First, I'm going to make my device capable of actually displaying the "PEV" value for a meter reading (and subsequent test strip patches) so someone can write this down when doing calibration tests. (since the goal of calibration is to essentially find the "T", or D=0.04 point, and everything else is based on that).
Then, I can provide a couple different ways of actually building a profile based on this information:
- Enter the PEV for the "base exposure" (T point), alongside the paper's ISO(R) (from the datasheet or your own tests), and it calculates the rest
- Enter an RH-style offset which I convert to a PEV value, alongside the paper's ISO(R). (Not sure if I'll include this on the device, or just document it in the manual.)
- Enter the PEV for a "reference exposure", alongside a bunch of densitometer measurements from exposing a Stouffer-style step wedge, and let it internally do all the math to figure out the "T", "M", and "S" points.
To make the step-wedge/densitometer approach easier, I'm even considering making it possible to plug a densitometer directly into my device's USB port so you don't need to type the numbers in manually. (Heiland TRD-2 has a USB option, and the X-Rite 810 has a serial port for which you can get a USB-to-serial adapter.)
I may even find something user-facing to do with the ISO(P), such as using it to help recommend a starting point for doing exposure tests. It does appear to be approximately 30% of the way between "T" and "S", but that actual relationship is not specified or reported anywhere so I can only treat it as a suggestion.

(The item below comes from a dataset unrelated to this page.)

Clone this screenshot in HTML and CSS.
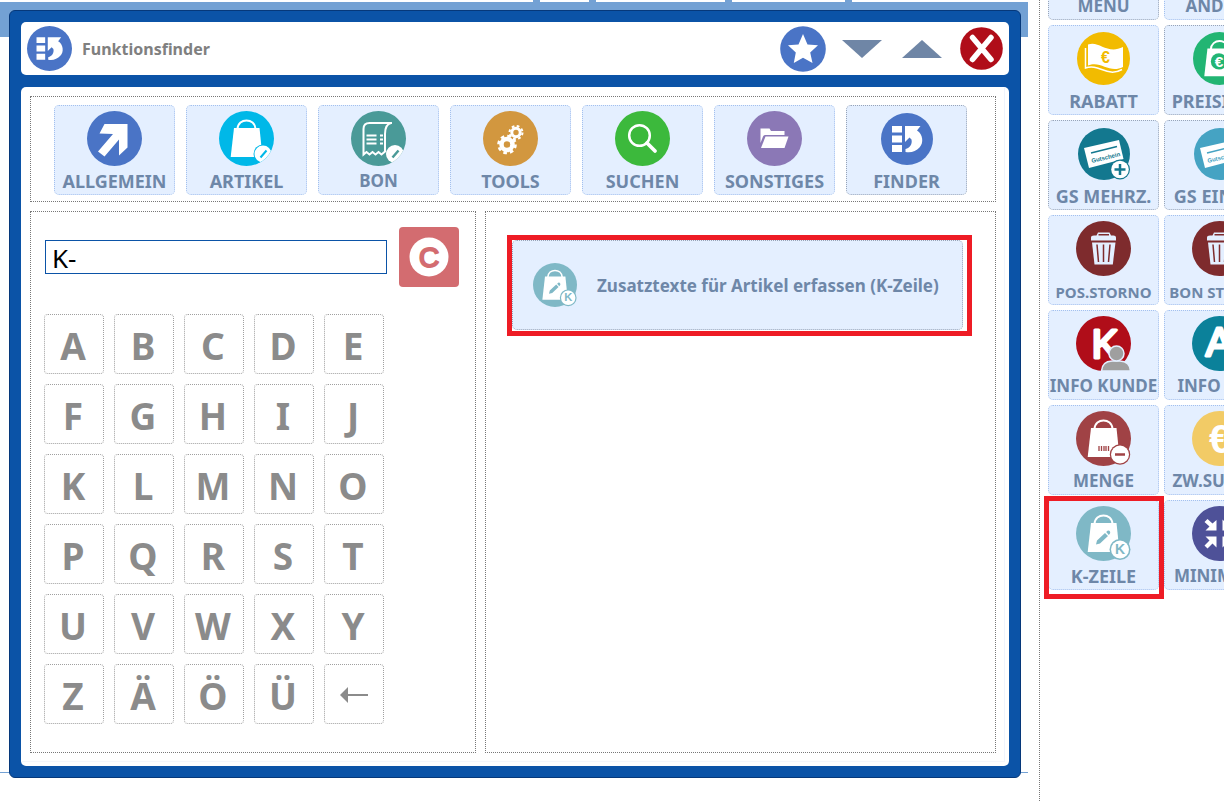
FILE: index.html
```html
<!DOCTYPE html>
<html lang="de">
<head>
  <meta charset="UTF-8" />
  <meta name="viewport" content="width=device-width, initial-scale=1.0" />
  <title>Funktionsfinder</title>
  <link rel="stylesheet" href="styles.css">
</head>
<body>
  <!-- shared icon parts -->
  <svg class="defs" width="0" height="0" aria-hidden="true">
    <clipPath id="disc"><circle cx="27.5" cy="27.5" r="27.5"/></clipPath>
    <symbol id="bag" viewBox="0 0 55 55">
      <path d="M15 17H40.5L43.5 46H11.7Z" fill="#fff"/>
      <path d="M18.5 18C19 6.500 36 6.500 36.500 18" fill="none" stroke="#fff" stroke-width="2"/>
    </symbol>
    <symbol id="finder" viewBox="0 0 52 52">
      <circle cx="26" cy="26" r="26" fill="#4a74c6"/>
      <path d="M11 13H21V19.500H11ZM11 22.500H21V29.500H11ZM11 32H21V39H11ZM24 13H39.500L36 17.500C42 21 43 30 38.500 34.500C35 38.500 30 40 24.500 39V36C29 35 31.500 31 30.500 26.500L28.500 24.500L24 29Z" fill="#fff"/>
    </symbol>
    <symbol id="kbag" viewBox="0 0 55 55">
      <circle cx="27.500" cy="27.500" r="27.500" fill="#7fb8c6"/>
      <use href="#bag"/>
      <path d="M20 38.500L21 34.500L29 27L32 30L24 37.500ZM30.200 26L31.500 24.800Q33 24 34 25.500Q34.600 26.800 33.800 27.800L32.800 29Z" fill="#7fb8c6"/>
      <circle cx="44" cy="43.500" r="10.500" fill="#7fb8c6"/>
      <circle cx="44" cy="43.500" r="9" fill="#fff"/>
    </symbol>
    <symbol id="bin" viewBox="0 0 55 55">
      <circle cx="27.500" cy="27.500" r="27.500" fill="#7e2b2d"/>
      <path d="M15 19.500V16.500Q15 14.500 18 14.500H20.500L22 11.500H33.500L35 14.500H37.500Q40 14.500 40 16.500V19.500ZM22.500 13V14.500H33V13Z" fill="#e4efff" fill-rule="evenodd"/>
      <path d="M16 21.500H39.500L36.800 43.500H18.500Z" fill="#e4efff"/>
      <path d="M21 23.500L22.500 41M27.500 23.500V41M34 23.500L32.500 41" stroke="#7e2b2d" stroke-width="1.500" fill="none"/>
    </symbol>
    <symbol id="voucher" viewBox="0 0 52 52">
      <path d="M6 20L41 12L45.500 31L11 40Z" fill="#fff"/>
      <path d="M13 25L39 18.500" stroke="currentColor" stroke-width="1.500"/>
    </symbol>
  </svg>

  <main class="stage">
    <div class="backdrop">
      <div class="backdrop-tabs"><i></i><i></i><i></i><i></i></div>
      <div class="backdrop-bar"></div>
    </div>

    <section class="window">
      <header class="titlebar">
        <svg class="title-icon" viewBox="0 0 52 52"><use href="#finder"/></svg>
        <h1>Funktionsfinder</h1>
        <div class="title-actions">
          <button class="star" aria-label="Favoriten">
            <svg width="46" height="46" viewBox="0 0 46 46"><circle cx="23" cy="23" r="22.800" fill="#4a74c6"/><path d="M23 8L27.500 18.500L38 19.300L30.200 26.600L32.500 37L23 31.700L13.800 37L15.800 26.600L8 19.300L18.500 18.500Z" fill="#fff"/></svg>
          </button>
          <button aria-label="Nach unten">
            <svg width="40" height="18" viewBox="0 0 40 18"><path d="M0 0H40L20 18Z" fill="#6f86a6"/></svg>
          </button>
          <button aria-label="Nach oben">
            <svg width="40" height="18" viewBox="0 0 40 18"><path d="M0 18H40L20 0Z" fill="#6f86a6"/></svg>
          </button>
          <button class="close" aria-label="Schließen">
            <svg width="43" height="43" viewBox="0 0 43 43"><circle cx="21.500" cy="21.500" r="21.300" fill="#b00d19"/><path d="M12.500 10.500L31 32.500M31 10.500L12.500 32.500" stroke="#fff" stroke-width="5.500" stroke-linecap="round"/></svg>
          </button>
        </div>
      </header>

      <div class="content">
        <div class="content-inner">
          <nav class="tabs">
            <button class="tile">
              <span class="icon"><svg width="55" height="55" viewBox="0 0 55 55"><circle cx="27.500" cy="27.500" r="27.500" fill="#4a74c6"/><path d="M17.500 13H40.500V36.500L32 44.500V28.500L17.500 45.500L11 40.500L26 23L12.500 22.500Z" fill="#fff"/></svg></span>
              <span class="label">ALLGEMEIN</span>
            </button>
            <button class="tile">
              <span class="icon"><svg width="55" height="55" viewBox="0 0 55 55"><circle cx="27.500" cy="27.500" r="27.500" fill="#00b8e8"/><use href="#bag"/><g clip-path="url(#disc)"><circle cx="44" cy="43" r="9.500" fill="#00b8e8"/><circle cx="44" cy="43" r="8.500" fill="#fff"/></g><path d="M41.500 46.500L47.500 39.500" stroke="#00b8e8" stroke-width="2"/></svg></span>
              <span class="label">ARTIKEL</span>
            </button>
            <button class="tile">
              <span class="icon"><svg width="55" height="55" viewBox="0 0 55 55"><circle cx="27.500" cy="27.500" r="27.500" fill="#4a9a98"/><path d="M41 12H18.500Q12.500 12 12.500 18V43.500L15.500 41L18.500 43.500L21.500 41L24.500 43.500L27.500 41L30.500 43.500L34 40.500V23Q34 13.500 40 12" fill="none" stroke="#fff" stroke-width="2"/><path d="M15.500 24.500H25.500M15.500 28.500H25.500M15.500 32.500H25.500M29 24.500H32M29 28.500H32M29 32.500H32" stroke="#fff" stroke-width="1.800"/><circle cx="44" cy="43" r="9" fill="#fff" clip-path="url(#disc)"/><path d="M41.500 46.500L47.500 39.500" stroke="#4a9a98" stroke-width="2.500"/></svg></span>
              <span class="label medium">BON</span>
            </button>
            <button class="tile">
              <span class="icon"><svg width="55" height="55" viewBox="0 0 55 55"><circle cx="27.500" cy="27.500" r="27.500" fill="#d2973f"/><g fill="none" stroke="#fff"><circle cx="24" cy="33.500" r="5.500" stroke-width="4.500"/><circle cx="24" cy="33.500" r="8.500" stroke-width="2.600" stroke-dasharray="3.600 3.076"/><circle cx="33" cy="21.500" r="4.200" stroke-width="3"/><circle cx="33" cy="21.500" r="6.500" stroke-width="2" stroke-dasharray="2.700 2.400"/></g></svg></span>
              <span class="label">TOOLS</span>
            </button>
            <button class="tile">
              <span class="icon"><svg width="55" height="55" viewBox="0 0 55 55"><circle cx="27.500" cy="27.500" r="27.500" fill="#3cb93c"/><circle cx="24.500" cy="24.500" r="10.300" fill="none" stroke="#fff" stroke-width="2.500"/><path d="M32 32L40 40" stroke="#fff" stroke-width="3.800" stroke-linecap="round"/></svg></span>
              <span class="label">SUCHEN</span>
            </button>
            <button class="tile">
              <span class="icon"><svg width="55" height="55" viewBox="0 0 55 55"><circle cx="27.500" cy="27.500" r="27.500" fill="#8b78b6"/><path d="M13.500 17.500H22.500L24 20H37.500V24H18Q16.500 24 16 25.500L13.500 32Z" fill="#fff"/><path d="M18.500 25.500H41.500L37.500 37H14Z" fill="#fff"/></svg></span>
              <span class="label">SONSTIGES</span>
            </button>
            <button class="tile grey">
              <span class="icon"><svg width="52" height="52" viewBox="0 0 52 52"><use href="#finder"/></svg></span>
              <span class="label">FINDER</span>
            </button>
          </nav>

          <div class="panels">
            <section class="panel search">
              <div class="search-row">
                <input type="text" value="K-" aria-label="Suchbegriff">
                <button class="clear" aria-label="Löschen">
                  <svg width="40" height="40" viewBox="0 0 40 40"><circle cx="20" cy="20" r="19.500" fill="#fff"/><text x="20" y="30" class="clear-c">C</text></svg>
                </button>
              </div>
              <div class="keys">
                <button>A</button><button>B</button><button>C</button><button>D</button><button>E</button>
                <button>F</button><button>G</button><button>H</button><button>I</button><button>J</button>
                <button>K</button><button>L</button><button>M</button><button>N</button><button>O</button>
                <button>P</button><button>Q</button><button>R</button><button>S</button><button>T</button>
                <button>U</button><button>V</button><button>W</button><button>X</button><button>Y</button>
                <button>Z</button><button>Ä</button><button>Ö</button><button>Ü</button>
                <button class="back" aria-label="Zurück"><svg width="28" height="16" viewBox="0 0 28 16"><path d="M0 8L8 0V7H28V9H8V16Z" fill="#8b8b8b"/></svg></button>
              </div>
            </section>

            <section class="panel results">
              <div class="highlight">
                <button class="result">
                  <svg width="44" height="44" viewBox="0 0 55 55"><use href="#kbag"/><text x="44" y="48" class="badge-k">K</text></svg>
                  <span>Zusatztexte für Artikel erfassen (K-Zeile)</span>
                </button>
              </div>
            </section>
          </div>
        </div>
      </div>
    </section>
  </main>

  <aside class="sidebar">
    <div class="side-grid">
      <button class="tile grey"><span class="icon"></span><span class="label medium">MENÜ</span></button>
      <button class="tile"><span class="icon"></span><span class="label medium">ANDERE</span></button>

      <button class="tile">
        <span class="icon"><svg width="53" height="53" viewBox="0 0 53 53"><circle cx="26.500" cy="26.500" r="26.500" fill="#f2bb00"/><path d="M11 12.500C22 8 30 23 46 15V35C32 42 24 28 11 33.500Z" fill="#fff"/><path d="M8.500 16V36C22 31 30 46 45 37.500" fill="none" stroke="#fff" stroke-width="1.500"/><text x="28.500" y="31" class="euro-note">€</text></svg></span>
        <span class="label">RABATT</span>
      </button>
      <button class="tile grey">
        <span class="icon"><svg width="53" height="53" viewBox="0 0 55 55"><circle cx="27.500" cy="27.500" r="27.500" fill="#22b573"/><use href="#bag"/><circle cx="27" cy="30.500" r="8.500" fill="#22b573"/><text x="27" y="36" class="euro-bag">€</text></svg></span>
        <span class="label">PREISINFO</span>
      </button>

      <button class="tile grey">
        <span class="icon teal"><svg width="52" height="52" viewBox="0 0 52 52"><circle cx="26" cy="26" r="26" fill="#13788f"/><use href="#voucher"/><text x="14" y="35" transform="rotate(-14 14 35)" class="voucher-text">Gutschein</text><circle cx="42" cy="41.500" r="10" fill="#13788f"/><circle cx="42" cy="41.500" r="8.800" fill="#fff"/><path d="M36.500 41.500H47.500M42 36V47" stroke="#13788f" stroke-width="2.500"/></svg></span>
        <span class="label">GS MEHRZ.</span>
      </button>
      <button class="tile grey">
        <span class="icon sky"><svg width="52" height="52" viewBox="0 0 52 52"><circle cx="26" cy="26" r="26" fill="#45a3c3"/><use href="#voucher"/><text x="14" y="35" transform="rotate(-14 14 35)" class="voucher-text">Gutschein</text></svg></span>
        <span class="label">GS EINZW.</span>
      </button>

      <button class="tile">
        <span class="icon"><svg width="55" height="55" viewBox="0 0 55 55"><use href="#bin"/></svg></span>
        <span class="label small">POS.STORNO</span>
      </button>
      <button class="tile">
        <span class="icon"><svg width="55" height="55" viewBox="0 0 55 55"><use href="#bin"/></svg></span>
        <span class="label small">BON STORNO</span>
      </button>

      <button class="tile">
        <span class="icon"><svg width="55" height="55" viewBox="0 0 55 55"><circle cx="27.500" cy="27.500" r="27.500" fill="#b00d19"/><text x="29" y="42" class="letter">K</text><path d="M25.500 55Q26 45.500 36 45H44Q54 45.500 54.500 55Z" fill="#9f9f9f" stroke="#e4efff" stroke-width="1.500"/><circle cx="40.500" cy="37.500" r="7.500" fill="#9f9f9f" stroke="#e4efff" stroke-width="1.500"/></svg></span>
        <span class="label medium">INFO KUNDE</span>
      </button>
      <button class="tile">
        <span class="icon"><svg width="55" height="55" viewBox="0 0 55 55"><circle cx="27.500" cy="27.500" r="27.500" fill="#0b819a"/><text x="27" y="40" class="letter">A</text></svg></span>
        <span class="label medium">INFO ART.</span>
      </button>

      <button class="tile">
        <span class="icon"><svg width="55" height="55" viewBox="0 0 55 55"><circle cx="27.500" cy="27.500" r="27.500" fill="#a04245"/><use href="#bag"/><path d="M23 35V40M25.500 35V40M28 35V40M30 35V40M32.500 35V40" stroke="#a04245" stroke-width="1.300"/><circle cx="44" cy="43.500" r="10.200" fill="#a04245"/><circle cx="44" cy="43.500" r="9" fill="#fff"/><path d="M39 43.500H49" stroke="#a04245" stroke-width="2.500"/></svg></span>
        <span class="label medium">MENGE</span>
      </button>
      <button class="tile">
        <span class="icon"><svg width="55" height="55" viewBox="0 0 55 55"><circle cx="27.500" cy="27.500" r="27.500" fill="#f2cb66"/><text x="28" y="42" class="euro-big">€</text></svg></span>
        <span class="label medium">ZW.SUMME</span>
      </button>

      <button class="tile marked">
        <span class="icon"><svg width="55" height="55" viewBox="0 0 55 55"><use href="#kbag"/><text x="44" y="48" class="badge-k">K</text></svg></span>
        <span class="label">K-ZEILE</span>
      </button>
      <button class="tile">
        <span class="icon"><svg width="55" height="55" viewBox="0 0 55 55"><circle cx="27.500" cy="27.500" r="27.500" fill="#4e5198"/><path d="M24.500 24.500H13.500L17.500 20.500L12.500 16L15.500 13L20.500 17.500L24.500 14ZM24.500 30.500V41.500L20.500 37.500L15.500 42.500L12.500 39.500L17.500 34.500L13.500 30.500ZM30.500 24.500V13.500L34.500 17.500L39.500 13L42.500 16L37.500 20.500L41.500 24.500ZM30.500 30.500H41.500L37.500 34.500L42.500 39.500L39.500 42.500L34.500 37.500L30.500 41.500Z" fill="#fff"/></svg></span>
        <span class="label medium">MINIMIER.</span>
      </button>
    </div>
  </aside>
</body>
</html>
```
FILE: styles.css
```css
* {
  box-sizing: border-box;
}
body {
  display: flex;
  margin: 0;
  min-height: 100vh;
  overflow: hidden;
  background: #fff;
  font-family: "Noto Sans", sans-serif;
}
button {
  margin: 0;
  padding: 0;
  border: none;
  background: none;
  font-family: inherit;
  cursor: pointer;
}
svg {
  display: block;
  flex-shrink: 0;
}
.defs {
  position: absolute;
}

/* main area */
.stage {
  position: relative;
  flex: 1;
  min-width: 0;
  padding: 10px 18px 0 9px;
}
.backdrop {
  position: absolute;
  top: 0;
  left: 0;
  right: 11px;
  height: 773px;
  border-bottom: 1px solid #73a1d4;
}
.backdrop-tabs {
  display: flex;
  gap: 49px;
  height: 2px;
  padding-left: 533px;
}
.backdrop-tabs i {
  width: 7px;
  background: #73a1d4;
}
.backdrop-tabs i:nth-child(3) {
  margin-left: 80px;
}
.backdrop-tabs i:nth-child(4) {
  margin-left: 64px;
}
.backdrop-bar {
  height: 35px;
  background: #73a1d4;
}
.window {
  position: relative;
  display: flex;
  flex-direction: column;
  gap: 12px;
  padding: 11px;
  border: 1px solid #06387a;
  border-radius: 6px;
  background: #0b53a7;
}
.titlebar {
  display: flex;
  align-items: center;
  height: 53px;
  padding: 0 6px;
  border-radius: 5px;
  background: #fff;
}
.title-icon {
  width: 45px;
  height: 45px;
}
.titlebar h1 {
  margin: 0 0 0 10px;
  font-size: 16px;
  line-height: 20px;
  color: #808080;
}
.title-actions {
  display: flex;
  align-items: center;
  gap: 20px;
  margin-left: auto;
}
.star {
  margin-right: -4px;
}
.close {
  margin-left: -2px;
}
.content {
  padding: 0 4px 4px 0;
  border-radius: 5px;
  background: #fff;
}
.content-inner {
  padding: 9px 8px 8px 9px;
  border-right: 1px solid #eff4fd;
  border-bottom: 1px solid #f4f6fb;
}

/* tiles */
.tabs {
  display: flex;
  gap: 11px;
  padding: 8px 23px 6px;
  border: 1px dotted #777;
}
.tabs .tile {
  width: 121px;
}
.tile {
  position: relative;
  display: flex;
  flex-direction: column;
  align-items: center;
  gap: 5px;
  height: 90px;
  padding-top: 5px;
  border: 1px dotted #a3c0ee;
  border-radius: 5px;
  background: #e4efff;
}
.tile.grey {
  border-color: #97a4b8;
}
.icon {
  display: flex;
  align-items: center;
  justify-content: center;
  height: 55px;
}
.label {
  font-size: 18px;
  font-weight: bold;
  line-height: 20px;
  white-space: nowrap;
  color: #6e87a8;
}
.label.medium {
  font-size: 17px;
}
.label.small {
  font-size: 15px;
  line-height: 22px;
}

/* search panel */
.panels {
  display: grid;
  grid-template-columns: minmax(0, 446fr) minmax(0, 511fr);
  gap: 9px;
  margin-top: 9px;
}
.panel {
  border: 1px dotted #777;
}
.search {
  padding: 15px 16px 28px 13px;
}
.search-row {
  display: flex;
  align-items: center;
  gap: 12px;
  padding-left: 1px;
}
.search-row input {
  flex: 1;
  min-width: 0;
  height: 34px;
  padding: 2px 6px 0;
  border: 1px solid #0b53a7;
  font-family: "Noto Sans", sans-serif;
  font-size: 26px;
  line-height: 30px;
  color: #000;
}
.search-row input:focus {
  outline: none;
}
.clear {
  display: flex;
  align-items: center;
  justify-content: center;
  width: 60px;
  height: 60px;
  border-radius: 4px;
  background: #d36c70;
}
.keys {
  display: grid;
  grid-template-columns: repeat(5, 60px);
  grid-auto-rows: 60px;
  gap: 10px;
  margin-top: 27px;
}
.keys button {
  display: flex;
  align-items: center;
  justify-content: center;
  padding: 4px 2px 0 0;
  border: 1px dotted #a0a0a0;
  border-radius: 4px;
  font-size: 37px;
  font-weight: bold;
  line-height: 50px;
  color: #8b8b8b;
}
.keys .back {
  padding: 2px 0 0;
}

/* results */
.results {
  padding: 23px 23px 0 21px;
}
.highlight {
  padding: 0 4px 1px 0;
  border: 5px solid #ee1c25;
}
.result {
  display: flex;
  align-items: center;
  gap: 20px;
  width: 100%;
  height: 90px;
  padding-left: 20px;
  border: 1px dotted #97a4b8;
  border-radius: 5px;
  background: #e4efff;
  font-size: 17px;
  font-weight: bold;
  white-space: nowrap;
  color: #6e87a8;
}

/* right button column */
.sidebar {
  width: 185px;
  height: 100vh;
  padding-left: 8px;
  border-left: 1px dotted #777;
  overflow: hidden;
}
.side-grid {
  display: grid;
  grid-template-columns: 111px 111px;
  gap: 5px;
  margin-top: -70px;
}
.marked {
  z-index: 1;
}
.marked::after {
  content: "";
  position: absolute;
  top: -5px;
  right: -6px;
  bottom: -10px;
  left: -5px;
  border: 5px solid #ee1c25;
}

/* text inside icons */
.icon.teal {
  color: #13788f;
}
.icon.sky {
  color: #45a3c3;
}
.badge-k,
.euro-note,
.euro-bag,
.euro-big {
  font-family: "Liberation Sans", sans-serif;
  font-weight: bold;
  text-anchor: middle;
}
.clear-c,
.letter {
  font-family: "Liberation Sans", sans-serif;
  text-anchor: middle;
  stroke-linejoin: round;
}
.badge-k {
  font-size: 14px;
  fill: #7fb8c6;
}
.clear-c {
  font-size: 28px;
  fill: #d36c70;
  stroke: #d36c70;
  stroke-width: 2px;
}
.letter {
  font-size: 40px;
  fill: #fff;
  stroke: #fff;
  stroke-width: 3px;
}
.euro-note {
  font-size: 16px;
  fill: #f2bb00;
}
.euro-bag {
  font-size: 16px;
  fill: #fff;
}
.euro-big {
  font-size: 40px;
  fill: #fff;
}
.voucher-text {
  font-family: "Liberation Sans", sans-serif;
  font-size: 6px;
  font-weight: bold;
  fill: currentColor;
}
```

I'll also likely come up with a way of adjusting an existing profile in more familiar units, to make fine tuning easier. (And this part is not that hard to even do manually. On the PEV scale, "1-stop" is approximately 30 units and a "half-stop" is approximately 15.)
I really hope this rambling made sense to someone
I also hope I can explain it a bit better once its time to write a manual discussing how one builds a paper profile.